Oggi il mestiere del comico è più difficile?
«Forse sì. Con i social, la satira è diventata un linguaggio comune, diffusissimo. Anche molti giornalisti hanno un’anima da intrattenitori e vogliono essere divertenti. Probabilmente, il satirico più importante che abbiamo ora è Osho: le sue immagini sono una sintesi efficacissima di questo momento».

Tutto, però, dura poco.
«Pochissimo. Negli ultimi anni, la satira si è quasi limitata a commentare l’attualissimo, rinunciando al quadro più ampio. Ma forse non è colpa di nessuno. Andiamo tutti più veloci, pure l’informazione».

Quando era più giovane, voleva fare il fumettista.
«Ho sempre disegnato e amato i fumetti. Al liceo, però, ho capito che mi divertiva di più scrivere. E, come tutti i giovani, volevo scrivere cose serie e profonde. Proprio in quel momento è cominciata la mia carriera. Mi prendevo in giro, facevo delle parodie di questi testi serissimi. Questo lavoro l’ho trovato quasi per caso. Senza volerlo o cercarlo. Per tutti gli anni di Avanzi, quella dell’attore mi sembrava semplicemente una fase di passaggio. Solo con il tempo ho capito che era un lavoro vero».

Qual è la cosa più importante?
«L’autoironia. Non ci sono scuole o formule segrete da seguire. Il primo oggetto di satira, che abbiamo tutti a casa e a portata di mano, siamo noi stessi».

È ancora difficile, per lei, rivedersi?
«A volte mi rivedo quando la mia compagna mi costringe. Soffro sempre molto. Sono ipercritico. Tutto, mi dico, poteva essere fatto meglio. Se non sono obbligato, ecco, evito volentieri di rivedermi. Ho scoperto che sono più sereno se faccio il mio lavoro e passo oltre».

Guzzanti: “Satira? Coi social sono tutti comici”

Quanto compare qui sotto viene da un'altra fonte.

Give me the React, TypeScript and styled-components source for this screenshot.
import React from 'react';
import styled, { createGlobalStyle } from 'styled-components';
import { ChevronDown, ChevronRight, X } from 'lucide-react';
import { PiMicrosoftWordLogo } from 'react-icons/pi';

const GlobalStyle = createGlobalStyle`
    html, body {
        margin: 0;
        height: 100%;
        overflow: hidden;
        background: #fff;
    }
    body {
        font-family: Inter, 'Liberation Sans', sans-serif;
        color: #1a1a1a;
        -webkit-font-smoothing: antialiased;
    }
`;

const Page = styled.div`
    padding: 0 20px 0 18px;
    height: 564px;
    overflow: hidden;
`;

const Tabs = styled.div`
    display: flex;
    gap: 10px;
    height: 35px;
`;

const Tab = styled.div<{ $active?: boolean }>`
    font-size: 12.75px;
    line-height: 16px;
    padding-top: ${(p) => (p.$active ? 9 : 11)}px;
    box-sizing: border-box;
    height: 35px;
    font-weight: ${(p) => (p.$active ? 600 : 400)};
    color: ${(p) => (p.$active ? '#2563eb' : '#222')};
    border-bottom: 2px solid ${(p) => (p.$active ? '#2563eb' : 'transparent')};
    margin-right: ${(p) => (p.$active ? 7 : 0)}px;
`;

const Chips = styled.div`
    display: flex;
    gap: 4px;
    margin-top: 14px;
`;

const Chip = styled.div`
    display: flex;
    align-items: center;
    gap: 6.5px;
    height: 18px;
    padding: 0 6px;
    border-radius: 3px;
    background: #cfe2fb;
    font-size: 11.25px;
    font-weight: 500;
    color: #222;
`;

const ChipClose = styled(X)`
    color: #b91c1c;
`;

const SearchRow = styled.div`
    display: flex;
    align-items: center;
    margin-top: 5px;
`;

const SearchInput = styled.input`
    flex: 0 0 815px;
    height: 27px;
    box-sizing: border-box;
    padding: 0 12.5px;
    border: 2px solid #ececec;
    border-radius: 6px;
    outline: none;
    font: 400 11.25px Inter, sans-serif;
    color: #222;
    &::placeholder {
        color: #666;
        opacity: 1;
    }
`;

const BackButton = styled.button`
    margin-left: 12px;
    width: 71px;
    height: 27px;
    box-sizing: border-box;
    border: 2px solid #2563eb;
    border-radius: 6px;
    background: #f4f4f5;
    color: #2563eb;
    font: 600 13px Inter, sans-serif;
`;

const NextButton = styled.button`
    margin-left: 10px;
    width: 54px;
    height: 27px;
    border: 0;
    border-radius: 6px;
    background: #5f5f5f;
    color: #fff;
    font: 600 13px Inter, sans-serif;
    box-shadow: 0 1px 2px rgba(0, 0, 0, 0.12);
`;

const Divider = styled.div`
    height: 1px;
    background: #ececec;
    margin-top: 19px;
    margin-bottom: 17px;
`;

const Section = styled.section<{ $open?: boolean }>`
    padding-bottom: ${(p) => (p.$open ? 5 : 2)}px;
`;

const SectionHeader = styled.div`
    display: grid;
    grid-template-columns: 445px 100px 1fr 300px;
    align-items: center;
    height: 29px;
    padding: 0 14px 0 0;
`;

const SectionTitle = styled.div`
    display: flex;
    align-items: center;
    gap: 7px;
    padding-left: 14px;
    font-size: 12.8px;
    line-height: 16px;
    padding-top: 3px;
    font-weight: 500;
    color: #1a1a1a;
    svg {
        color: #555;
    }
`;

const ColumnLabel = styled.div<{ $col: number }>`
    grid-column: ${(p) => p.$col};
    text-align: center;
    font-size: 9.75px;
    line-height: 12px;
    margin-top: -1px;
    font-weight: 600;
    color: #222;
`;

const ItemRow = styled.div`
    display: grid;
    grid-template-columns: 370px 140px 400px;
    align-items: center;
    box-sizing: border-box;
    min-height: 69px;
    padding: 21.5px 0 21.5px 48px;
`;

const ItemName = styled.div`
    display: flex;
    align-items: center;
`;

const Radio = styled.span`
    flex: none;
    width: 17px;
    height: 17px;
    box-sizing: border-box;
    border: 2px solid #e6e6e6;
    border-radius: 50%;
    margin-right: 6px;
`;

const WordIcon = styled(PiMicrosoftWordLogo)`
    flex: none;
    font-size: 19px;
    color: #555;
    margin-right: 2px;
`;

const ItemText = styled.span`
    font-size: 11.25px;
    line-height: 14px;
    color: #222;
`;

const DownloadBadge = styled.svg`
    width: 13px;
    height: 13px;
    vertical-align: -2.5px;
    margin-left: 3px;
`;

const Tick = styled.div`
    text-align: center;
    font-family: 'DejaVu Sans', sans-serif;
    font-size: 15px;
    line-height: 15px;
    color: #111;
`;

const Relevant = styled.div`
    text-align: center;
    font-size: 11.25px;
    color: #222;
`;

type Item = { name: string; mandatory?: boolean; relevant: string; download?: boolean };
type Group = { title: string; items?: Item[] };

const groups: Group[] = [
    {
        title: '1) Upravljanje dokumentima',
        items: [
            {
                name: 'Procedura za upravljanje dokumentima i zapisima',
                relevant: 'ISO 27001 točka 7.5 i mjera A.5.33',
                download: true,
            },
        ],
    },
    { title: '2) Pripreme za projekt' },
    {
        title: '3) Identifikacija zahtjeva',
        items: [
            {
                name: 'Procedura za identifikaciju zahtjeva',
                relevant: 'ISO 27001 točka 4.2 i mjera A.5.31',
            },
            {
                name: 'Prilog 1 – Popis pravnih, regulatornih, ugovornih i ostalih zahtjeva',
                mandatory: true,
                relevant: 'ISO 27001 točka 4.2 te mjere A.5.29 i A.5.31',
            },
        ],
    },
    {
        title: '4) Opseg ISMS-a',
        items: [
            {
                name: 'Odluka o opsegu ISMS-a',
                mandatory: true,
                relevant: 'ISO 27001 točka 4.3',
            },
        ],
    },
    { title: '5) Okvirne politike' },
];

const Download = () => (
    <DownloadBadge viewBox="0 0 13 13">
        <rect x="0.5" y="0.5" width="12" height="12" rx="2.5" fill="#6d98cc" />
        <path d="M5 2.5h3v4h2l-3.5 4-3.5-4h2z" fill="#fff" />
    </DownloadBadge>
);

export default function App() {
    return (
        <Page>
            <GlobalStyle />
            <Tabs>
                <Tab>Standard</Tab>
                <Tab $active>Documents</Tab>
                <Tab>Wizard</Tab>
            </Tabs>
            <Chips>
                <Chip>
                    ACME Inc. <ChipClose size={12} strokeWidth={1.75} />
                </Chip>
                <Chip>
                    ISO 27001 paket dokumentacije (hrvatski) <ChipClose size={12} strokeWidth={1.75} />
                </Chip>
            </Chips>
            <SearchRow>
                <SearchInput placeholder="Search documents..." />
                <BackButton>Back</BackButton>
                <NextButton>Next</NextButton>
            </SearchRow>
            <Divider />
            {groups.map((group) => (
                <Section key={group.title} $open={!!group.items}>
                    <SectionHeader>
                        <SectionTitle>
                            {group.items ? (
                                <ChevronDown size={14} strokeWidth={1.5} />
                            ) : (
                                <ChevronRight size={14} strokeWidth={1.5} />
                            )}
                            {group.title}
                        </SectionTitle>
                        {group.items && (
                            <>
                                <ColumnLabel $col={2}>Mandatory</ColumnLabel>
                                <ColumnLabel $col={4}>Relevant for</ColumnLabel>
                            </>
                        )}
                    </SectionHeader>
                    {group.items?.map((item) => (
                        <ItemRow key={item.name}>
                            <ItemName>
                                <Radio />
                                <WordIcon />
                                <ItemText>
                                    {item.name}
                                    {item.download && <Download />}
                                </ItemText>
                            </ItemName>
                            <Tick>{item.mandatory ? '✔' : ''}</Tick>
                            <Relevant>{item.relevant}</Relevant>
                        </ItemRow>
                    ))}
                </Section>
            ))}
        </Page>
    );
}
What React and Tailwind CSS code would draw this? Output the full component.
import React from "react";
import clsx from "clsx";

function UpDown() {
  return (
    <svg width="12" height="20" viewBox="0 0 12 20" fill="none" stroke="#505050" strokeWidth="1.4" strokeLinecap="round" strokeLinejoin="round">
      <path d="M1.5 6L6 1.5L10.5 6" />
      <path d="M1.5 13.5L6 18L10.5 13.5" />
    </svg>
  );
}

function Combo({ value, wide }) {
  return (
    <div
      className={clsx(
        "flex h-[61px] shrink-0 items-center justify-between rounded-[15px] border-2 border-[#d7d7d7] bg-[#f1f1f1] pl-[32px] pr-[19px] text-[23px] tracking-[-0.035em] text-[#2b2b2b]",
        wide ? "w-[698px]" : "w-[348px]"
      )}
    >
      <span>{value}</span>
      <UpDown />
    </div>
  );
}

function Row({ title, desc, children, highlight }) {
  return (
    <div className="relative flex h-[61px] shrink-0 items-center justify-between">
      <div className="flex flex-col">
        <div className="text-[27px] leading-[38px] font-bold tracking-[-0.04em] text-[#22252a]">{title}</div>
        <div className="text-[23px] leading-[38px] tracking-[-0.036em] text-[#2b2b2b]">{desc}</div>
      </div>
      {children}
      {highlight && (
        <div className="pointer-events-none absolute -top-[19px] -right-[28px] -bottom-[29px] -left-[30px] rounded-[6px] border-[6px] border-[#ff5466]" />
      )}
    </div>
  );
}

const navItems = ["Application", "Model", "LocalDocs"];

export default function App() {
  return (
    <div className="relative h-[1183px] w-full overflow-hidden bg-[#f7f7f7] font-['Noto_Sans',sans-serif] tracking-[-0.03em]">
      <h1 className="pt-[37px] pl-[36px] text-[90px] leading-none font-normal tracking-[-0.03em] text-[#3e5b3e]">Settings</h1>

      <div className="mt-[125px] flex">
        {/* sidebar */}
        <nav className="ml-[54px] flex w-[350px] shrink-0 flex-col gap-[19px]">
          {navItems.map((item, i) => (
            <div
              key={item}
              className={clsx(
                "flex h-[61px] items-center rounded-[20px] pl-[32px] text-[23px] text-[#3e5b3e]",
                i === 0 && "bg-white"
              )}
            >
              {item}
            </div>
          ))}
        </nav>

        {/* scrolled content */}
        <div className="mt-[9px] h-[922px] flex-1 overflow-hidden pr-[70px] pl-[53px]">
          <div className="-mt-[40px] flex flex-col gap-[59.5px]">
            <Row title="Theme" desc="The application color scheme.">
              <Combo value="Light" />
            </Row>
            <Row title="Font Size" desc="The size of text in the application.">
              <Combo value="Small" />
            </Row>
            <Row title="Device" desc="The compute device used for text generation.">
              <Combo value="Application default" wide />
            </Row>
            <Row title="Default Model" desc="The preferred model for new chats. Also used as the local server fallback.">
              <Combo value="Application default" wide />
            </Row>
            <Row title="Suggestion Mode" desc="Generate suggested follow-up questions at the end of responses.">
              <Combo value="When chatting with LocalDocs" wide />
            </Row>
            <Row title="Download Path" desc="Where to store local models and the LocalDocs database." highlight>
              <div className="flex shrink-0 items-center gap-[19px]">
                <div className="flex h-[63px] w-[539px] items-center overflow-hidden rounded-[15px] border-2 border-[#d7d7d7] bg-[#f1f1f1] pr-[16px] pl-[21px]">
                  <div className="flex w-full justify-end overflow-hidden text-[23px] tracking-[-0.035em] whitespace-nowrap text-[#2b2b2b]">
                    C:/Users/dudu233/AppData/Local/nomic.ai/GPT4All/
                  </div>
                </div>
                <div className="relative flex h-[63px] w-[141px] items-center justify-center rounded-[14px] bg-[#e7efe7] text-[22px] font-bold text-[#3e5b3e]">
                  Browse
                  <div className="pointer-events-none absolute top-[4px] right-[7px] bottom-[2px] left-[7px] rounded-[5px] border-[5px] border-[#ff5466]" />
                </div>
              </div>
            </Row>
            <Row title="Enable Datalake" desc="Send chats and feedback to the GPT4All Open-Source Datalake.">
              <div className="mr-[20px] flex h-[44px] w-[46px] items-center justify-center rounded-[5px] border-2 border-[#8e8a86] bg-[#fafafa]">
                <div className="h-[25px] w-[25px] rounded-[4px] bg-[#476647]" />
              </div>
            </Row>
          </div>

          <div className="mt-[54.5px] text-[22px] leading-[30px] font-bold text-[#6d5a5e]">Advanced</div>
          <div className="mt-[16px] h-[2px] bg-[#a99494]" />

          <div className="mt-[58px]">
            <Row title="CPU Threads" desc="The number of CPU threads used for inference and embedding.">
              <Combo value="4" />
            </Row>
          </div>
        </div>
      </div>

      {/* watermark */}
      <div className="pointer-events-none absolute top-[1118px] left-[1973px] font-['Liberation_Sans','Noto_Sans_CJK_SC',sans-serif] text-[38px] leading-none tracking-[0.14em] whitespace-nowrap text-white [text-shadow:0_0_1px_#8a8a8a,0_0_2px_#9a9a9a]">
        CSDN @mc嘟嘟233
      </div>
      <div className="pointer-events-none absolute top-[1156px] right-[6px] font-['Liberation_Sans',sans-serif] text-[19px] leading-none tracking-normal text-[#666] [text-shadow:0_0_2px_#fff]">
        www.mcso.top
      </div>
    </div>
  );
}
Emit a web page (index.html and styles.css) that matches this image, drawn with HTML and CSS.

Prova più nostalgia o affetto per il passato?
«Tutte e due. Delle cose, lo so, non possono tornare, perché sono ancorate al momento storico in cui vengono immaginate e pensate. Spesso, cercare di rifarle o a rinfrescarle può essere un errore. Detto questo, l’ho fatto anche io diverse volte. In Aniene ho ritirato fuori Lorenzo provando a mostrarlo come padre. Nei ricordi, tutto sembra più dolce e bello. I primi anni, però, non sono stati facili. Mi manca il gruppo. Mi manca quell’atmosfera. Ma va bene così».

Con Lorenzo e Luco ha parlato del rapporto che c’è tra vecchie e nuove generazioni. Le colpe dei padri sono diventate le colpe dei figli?
«Questa è una domanda difficile, da sociologo navigato. Dirò delle cose banali ma, credo, anche vere. Queste generazioni sono nate dopo, o durante, la rivoluzione digitale. Sono cresciute come una comunità. Una cosa positiva, certo. Ma anche negativa».

Perché?
«Sono molto geloso della mia solitudine. E questo sembra un mondo in cui siamo quasi costretti a comunicare. Non esiste, secondo me, la categoria dei giovani. Ce ne sono di tutti i tipi. Alcuni vivono la loro vita pigramente; altri, invece, sono impegnatissimi, sempre in prima linea».

[…] Nella solitudine non c’è il rischio di annoiarsi?
«Io non mi annoio, faccio un sacco di cose. È un esercizio che mi sento di consigliare a tutti. Astrarsi, stare un po’ da soli, leggere, fare attività senza sentirsi costretti a stare con gli altri, in gruppo. La dimensione del privato, per me, è molto preziosa».